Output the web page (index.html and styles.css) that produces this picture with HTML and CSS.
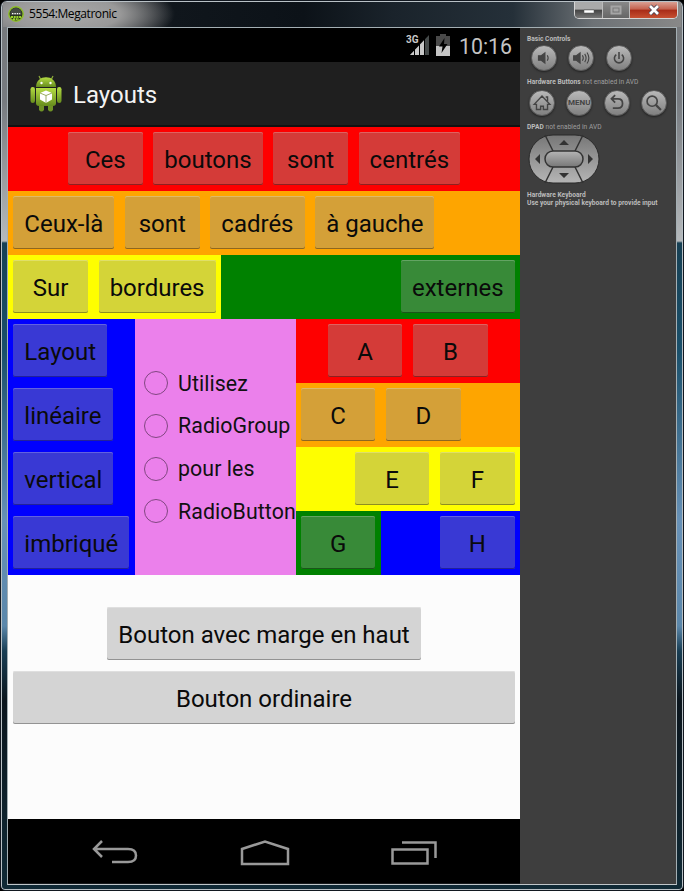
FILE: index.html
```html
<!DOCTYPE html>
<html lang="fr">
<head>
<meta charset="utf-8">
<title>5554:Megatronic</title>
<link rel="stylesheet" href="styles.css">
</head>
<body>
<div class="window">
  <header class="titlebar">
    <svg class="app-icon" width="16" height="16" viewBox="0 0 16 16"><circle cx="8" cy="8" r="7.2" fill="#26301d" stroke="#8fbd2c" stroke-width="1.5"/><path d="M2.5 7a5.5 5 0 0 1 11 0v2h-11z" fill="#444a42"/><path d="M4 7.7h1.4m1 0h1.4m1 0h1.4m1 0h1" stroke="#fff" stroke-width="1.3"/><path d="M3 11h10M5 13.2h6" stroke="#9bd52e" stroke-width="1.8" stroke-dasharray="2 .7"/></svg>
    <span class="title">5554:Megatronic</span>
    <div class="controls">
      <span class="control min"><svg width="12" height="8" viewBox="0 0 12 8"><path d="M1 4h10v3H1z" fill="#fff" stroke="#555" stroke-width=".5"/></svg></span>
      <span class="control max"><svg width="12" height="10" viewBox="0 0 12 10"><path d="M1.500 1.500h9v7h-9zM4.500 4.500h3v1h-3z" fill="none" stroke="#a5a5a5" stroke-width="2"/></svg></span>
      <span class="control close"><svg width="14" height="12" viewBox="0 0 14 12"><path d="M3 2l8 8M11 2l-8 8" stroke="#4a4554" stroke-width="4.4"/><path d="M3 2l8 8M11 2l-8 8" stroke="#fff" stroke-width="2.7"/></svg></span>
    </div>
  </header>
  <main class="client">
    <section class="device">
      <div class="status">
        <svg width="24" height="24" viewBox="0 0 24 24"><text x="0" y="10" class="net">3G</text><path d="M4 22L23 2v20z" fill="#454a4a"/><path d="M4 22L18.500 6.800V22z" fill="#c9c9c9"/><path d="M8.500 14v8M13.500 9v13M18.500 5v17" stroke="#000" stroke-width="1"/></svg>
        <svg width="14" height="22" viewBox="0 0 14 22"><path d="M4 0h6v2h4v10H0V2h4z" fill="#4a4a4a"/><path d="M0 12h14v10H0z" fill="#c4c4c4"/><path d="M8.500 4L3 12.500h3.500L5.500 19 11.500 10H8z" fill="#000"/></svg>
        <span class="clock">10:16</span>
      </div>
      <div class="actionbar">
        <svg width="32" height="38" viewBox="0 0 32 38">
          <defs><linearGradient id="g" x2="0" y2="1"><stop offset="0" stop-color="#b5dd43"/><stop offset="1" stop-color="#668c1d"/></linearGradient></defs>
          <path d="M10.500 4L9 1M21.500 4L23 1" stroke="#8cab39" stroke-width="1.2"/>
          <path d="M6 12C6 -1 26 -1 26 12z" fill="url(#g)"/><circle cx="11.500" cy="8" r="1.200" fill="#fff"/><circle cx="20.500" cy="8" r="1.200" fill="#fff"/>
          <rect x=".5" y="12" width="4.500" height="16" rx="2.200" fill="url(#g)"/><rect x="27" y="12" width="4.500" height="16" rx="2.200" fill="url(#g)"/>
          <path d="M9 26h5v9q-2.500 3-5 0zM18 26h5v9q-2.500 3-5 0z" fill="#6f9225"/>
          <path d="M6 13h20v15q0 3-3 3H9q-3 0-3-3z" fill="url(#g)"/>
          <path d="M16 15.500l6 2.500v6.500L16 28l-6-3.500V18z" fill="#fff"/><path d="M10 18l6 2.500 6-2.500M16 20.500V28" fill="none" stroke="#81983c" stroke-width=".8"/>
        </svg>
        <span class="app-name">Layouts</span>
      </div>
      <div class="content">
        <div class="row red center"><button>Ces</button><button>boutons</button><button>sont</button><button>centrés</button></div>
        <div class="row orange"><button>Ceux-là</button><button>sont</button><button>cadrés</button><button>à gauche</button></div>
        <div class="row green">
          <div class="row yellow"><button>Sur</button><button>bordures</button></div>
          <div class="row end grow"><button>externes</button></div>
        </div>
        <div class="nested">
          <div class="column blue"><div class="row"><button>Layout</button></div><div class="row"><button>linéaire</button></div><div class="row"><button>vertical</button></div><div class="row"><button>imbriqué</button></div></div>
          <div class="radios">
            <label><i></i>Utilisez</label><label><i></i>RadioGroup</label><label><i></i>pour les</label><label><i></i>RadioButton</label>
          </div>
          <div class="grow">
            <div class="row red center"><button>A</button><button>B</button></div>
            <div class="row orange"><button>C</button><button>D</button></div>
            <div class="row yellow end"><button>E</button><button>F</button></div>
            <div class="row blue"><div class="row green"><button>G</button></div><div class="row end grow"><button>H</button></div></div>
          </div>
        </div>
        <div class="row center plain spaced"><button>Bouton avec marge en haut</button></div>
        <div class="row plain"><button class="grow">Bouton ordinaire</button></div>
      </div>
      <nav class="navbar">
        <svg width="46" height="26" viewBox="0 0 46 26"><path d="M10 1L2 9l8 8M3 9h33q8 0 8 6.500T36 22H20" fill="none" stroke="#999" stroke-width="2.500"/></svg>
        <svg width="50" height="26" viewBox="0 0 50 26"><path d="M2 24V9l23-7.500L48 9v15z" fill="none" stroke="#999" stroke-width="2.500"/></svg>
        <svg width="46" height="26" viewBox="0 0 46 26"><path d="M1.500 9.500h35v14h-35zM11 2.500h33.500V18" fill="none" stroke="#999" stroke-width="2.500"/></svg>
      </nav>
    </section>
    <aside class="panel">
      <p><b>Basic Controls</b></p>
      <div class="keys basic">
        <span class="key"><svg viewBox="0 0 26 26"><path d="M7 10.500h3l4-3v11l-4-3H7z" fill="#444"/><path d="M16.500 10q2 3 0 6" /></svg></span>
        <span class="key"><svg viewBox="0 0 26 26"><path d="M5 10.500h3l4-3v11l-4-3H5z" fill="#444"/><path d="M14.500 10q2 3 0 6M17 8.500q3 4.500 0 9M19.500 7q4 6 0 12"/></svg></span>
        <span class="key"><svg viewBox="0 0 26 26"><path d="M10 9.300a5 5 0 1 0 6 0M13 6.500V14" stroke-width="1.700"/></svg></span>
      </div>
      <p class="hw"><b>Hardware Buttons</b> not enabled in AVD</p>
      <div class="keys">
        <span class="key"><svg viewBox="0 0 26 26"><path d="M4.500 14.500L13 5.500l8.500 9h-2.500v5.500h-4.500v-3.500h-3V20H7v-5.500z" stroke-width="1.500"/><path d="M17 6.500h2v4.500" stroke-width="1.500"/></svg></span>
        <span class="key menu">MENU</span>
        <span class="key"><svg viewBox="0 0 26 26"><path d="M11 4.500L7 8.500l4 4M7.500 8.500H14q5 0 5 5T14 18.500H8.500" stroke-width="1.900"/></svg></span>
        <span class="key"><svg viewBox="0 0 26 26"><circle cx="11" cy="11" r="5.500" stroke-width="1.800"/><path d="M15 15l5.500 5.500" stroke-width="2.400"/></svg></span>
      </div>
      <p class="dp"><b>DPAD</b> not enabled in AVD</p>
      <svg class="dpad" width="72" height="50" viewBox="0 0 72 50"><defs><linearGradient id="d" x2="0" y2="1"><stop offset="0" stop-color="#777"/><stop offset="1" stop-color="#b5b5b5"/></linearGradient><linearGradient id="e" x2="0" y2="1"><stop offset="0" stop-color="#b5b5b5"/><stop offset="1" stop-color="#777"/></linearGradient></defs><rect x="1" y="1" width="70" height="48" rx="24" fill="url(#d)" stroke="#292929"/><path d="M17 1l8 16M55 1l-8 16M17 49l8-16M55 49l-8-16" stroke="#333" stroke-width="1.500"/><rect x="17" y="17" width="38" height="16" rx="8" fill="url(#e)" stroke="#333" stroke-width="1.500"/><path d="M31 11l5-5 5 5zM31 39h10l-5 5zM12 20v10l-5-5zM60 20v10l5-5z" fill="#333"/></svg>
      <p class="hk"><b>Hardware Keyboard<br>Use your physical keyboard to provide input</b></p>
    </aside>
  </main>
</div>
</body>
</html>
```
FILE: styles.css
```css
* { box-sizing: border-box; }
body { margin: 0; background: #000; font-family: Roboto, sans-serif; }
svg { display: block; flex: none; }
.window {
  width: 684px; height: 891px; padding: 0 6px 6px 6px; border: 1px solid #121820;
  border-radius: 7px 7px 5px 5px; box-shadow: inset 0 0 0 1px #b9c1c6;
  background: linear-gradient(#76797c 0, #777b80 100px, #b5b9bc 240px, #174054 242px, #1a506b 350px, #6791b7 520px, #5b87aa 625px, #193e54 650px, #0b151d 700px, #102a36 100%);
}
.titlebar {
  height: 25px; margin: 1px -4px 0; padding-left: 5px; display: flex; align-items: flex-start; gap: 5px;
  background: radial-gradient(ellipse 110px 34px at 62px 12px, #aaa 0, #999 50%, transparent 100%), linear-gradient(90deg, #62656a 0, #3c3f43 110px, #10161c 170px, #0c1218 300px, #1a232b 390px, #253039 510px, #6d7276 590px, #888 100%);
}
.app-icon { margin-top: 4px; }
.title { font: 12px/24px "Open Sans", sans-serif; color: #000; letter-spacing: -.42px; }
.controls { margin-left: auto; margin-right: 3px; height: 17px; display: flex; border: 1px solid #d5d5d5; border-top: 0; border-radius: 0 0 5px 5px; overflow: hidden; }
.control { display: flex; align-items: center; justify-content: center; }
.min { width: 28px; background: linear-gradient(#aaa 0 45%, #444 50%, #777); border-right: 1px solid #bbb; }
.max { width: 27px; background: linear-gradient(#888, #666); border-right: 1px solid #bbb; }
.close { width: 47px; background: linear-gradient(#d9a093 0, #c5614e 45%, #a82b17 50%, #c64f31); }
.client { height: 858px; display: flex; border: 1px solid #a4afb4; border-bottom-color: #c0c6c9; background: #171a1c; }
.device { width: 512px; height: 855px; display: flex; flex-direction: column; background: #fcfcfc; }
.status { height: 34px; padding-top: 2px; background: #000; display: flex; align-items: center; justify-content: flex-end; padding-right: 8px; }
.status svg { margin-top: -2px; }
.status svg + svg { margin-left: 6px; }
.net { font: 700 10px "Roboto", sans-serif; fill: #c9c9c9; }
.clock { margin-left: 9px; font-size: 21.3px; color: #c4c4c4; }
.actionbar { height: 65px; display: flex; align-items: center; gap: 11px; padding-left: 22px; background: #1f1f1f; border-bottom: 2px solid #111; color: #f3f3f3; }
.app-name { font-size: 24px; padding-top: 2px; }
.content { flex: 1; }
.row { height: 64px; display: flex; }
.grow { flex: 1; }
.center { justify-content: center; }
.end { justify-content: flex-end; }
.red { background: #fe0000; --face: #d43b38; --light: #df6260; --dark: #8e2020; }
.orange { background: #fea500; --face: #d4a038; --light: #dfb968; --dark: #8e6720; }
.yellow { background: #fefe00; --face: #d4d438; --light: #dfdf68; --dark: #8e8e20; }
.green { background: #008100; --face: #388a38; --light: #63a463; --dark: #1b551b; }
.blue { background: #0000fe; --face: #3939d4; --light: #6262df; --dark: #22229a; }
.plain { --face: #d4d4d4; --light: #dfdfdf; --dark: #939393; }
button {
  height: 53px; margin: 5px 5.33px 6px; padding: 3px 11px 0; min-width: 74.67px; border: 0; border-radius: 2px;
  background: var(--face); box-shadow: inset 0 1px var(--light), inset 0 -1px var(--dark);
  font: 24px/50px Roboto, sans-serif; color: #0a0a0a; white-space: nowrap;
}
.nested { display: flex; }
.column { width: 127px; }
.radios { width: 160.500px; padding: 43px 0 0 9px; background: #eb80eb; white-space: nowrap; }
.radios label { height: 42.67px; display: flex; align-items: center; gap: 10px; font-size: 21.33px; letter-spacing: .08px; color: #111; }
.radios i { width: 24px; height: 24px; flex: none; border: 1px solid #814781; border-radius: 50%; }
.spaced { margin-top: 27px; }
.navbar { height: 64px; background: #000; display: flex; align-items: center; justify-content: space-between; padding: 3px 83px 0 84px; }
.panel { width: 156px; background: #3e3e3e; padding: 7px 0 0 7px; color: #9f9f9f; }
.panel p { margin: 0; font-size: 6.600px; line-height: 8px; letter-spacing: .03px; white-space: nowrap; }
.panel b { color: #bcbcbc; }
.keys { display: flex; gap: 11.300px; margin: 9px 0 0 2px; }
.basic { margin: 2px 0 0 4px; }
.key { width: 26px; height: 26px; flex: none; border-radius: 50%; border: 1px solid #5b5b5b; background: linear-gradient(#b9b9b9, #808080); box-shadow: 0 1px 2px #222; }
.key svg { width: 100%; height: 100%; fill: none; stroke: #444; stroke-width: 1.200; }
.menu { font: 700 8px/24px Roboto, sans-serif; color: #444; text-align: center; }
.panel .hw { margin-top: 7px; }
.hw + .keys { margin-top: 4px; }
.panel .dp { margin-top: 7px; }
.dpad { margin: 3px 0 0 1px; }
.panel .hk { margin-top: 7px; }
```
..........
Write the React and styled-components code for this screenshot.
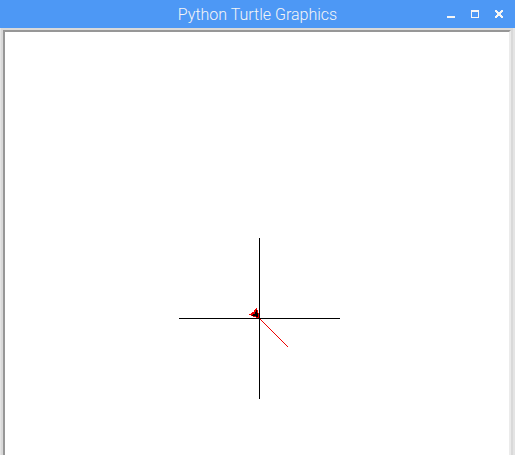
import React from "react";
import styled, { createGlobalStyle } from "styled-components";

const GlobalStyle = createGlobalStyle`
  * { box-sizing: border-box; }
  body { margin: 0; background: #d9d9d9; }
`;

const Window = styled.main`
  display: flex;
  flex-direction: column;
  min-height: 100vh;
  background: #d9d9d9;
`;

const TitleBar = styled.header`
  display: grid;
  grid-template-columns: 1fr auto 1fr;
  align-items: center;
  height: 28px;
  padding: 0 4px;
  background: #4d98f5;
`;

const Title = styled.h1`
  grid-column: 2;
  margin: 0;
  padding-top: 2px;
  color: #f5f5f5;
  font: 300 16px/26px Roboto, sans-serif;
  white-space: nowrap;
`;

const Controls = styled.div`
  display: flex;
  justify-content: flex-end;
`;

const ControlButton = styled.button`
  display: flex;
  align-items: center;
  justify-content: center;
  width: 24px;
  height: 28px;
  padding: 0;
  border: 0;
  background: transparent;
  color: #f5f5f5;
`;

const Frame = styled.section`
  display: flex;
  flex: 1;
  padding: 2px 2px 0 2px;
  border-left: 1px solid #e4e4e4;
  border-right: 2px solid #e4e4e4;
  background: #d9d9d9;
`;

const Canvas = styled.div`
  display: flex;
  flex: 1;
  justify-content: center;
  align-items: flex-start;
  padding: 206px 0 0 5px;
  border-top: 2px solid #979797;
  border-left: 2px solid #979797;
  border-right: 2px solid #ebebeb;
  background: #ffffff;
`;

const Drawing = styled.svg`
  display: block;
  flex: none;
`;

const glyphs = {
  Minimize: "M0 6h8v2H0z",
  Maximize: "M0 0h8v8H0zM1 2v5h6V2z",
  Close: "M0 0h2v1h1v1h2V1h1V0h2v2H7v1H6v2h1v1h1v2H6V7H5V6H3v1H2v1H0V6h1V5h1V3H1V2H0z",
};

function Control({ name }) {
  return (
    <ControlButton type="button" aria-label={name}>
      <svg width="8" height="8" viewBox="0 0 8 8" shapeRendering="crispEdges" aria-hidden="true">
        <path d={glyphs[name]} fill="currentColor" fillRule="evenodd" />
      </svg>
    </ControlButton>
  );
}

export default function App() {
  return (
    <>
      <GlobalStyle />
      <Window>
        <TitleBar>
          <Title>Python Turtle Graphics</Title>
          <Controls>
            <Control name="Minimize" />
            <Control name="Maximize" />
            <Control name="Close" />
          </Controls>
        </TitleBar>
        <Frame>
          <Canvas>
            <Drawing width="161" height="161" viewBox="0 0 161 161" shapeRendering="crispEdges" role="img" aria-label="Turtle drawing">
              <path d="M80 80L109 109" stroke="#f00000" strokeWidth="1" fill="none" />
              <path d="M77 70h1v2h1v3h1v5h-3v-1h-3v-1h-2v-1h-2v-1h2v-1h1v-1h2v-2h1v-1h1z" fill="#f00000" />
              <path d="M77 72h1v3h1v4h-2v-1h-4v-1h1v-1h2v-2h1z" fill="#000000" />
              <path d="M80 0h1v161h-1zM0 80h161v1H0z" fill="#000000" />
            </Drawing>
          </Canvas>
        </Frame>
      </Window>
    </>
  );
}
..........
INSTRUCTION
Copy every line of the data that holds the string "components".

FINAL ANSWER
Write the React and styled-components code for this screenshot.
import styled, { createGlobalStyle } from "styled-components";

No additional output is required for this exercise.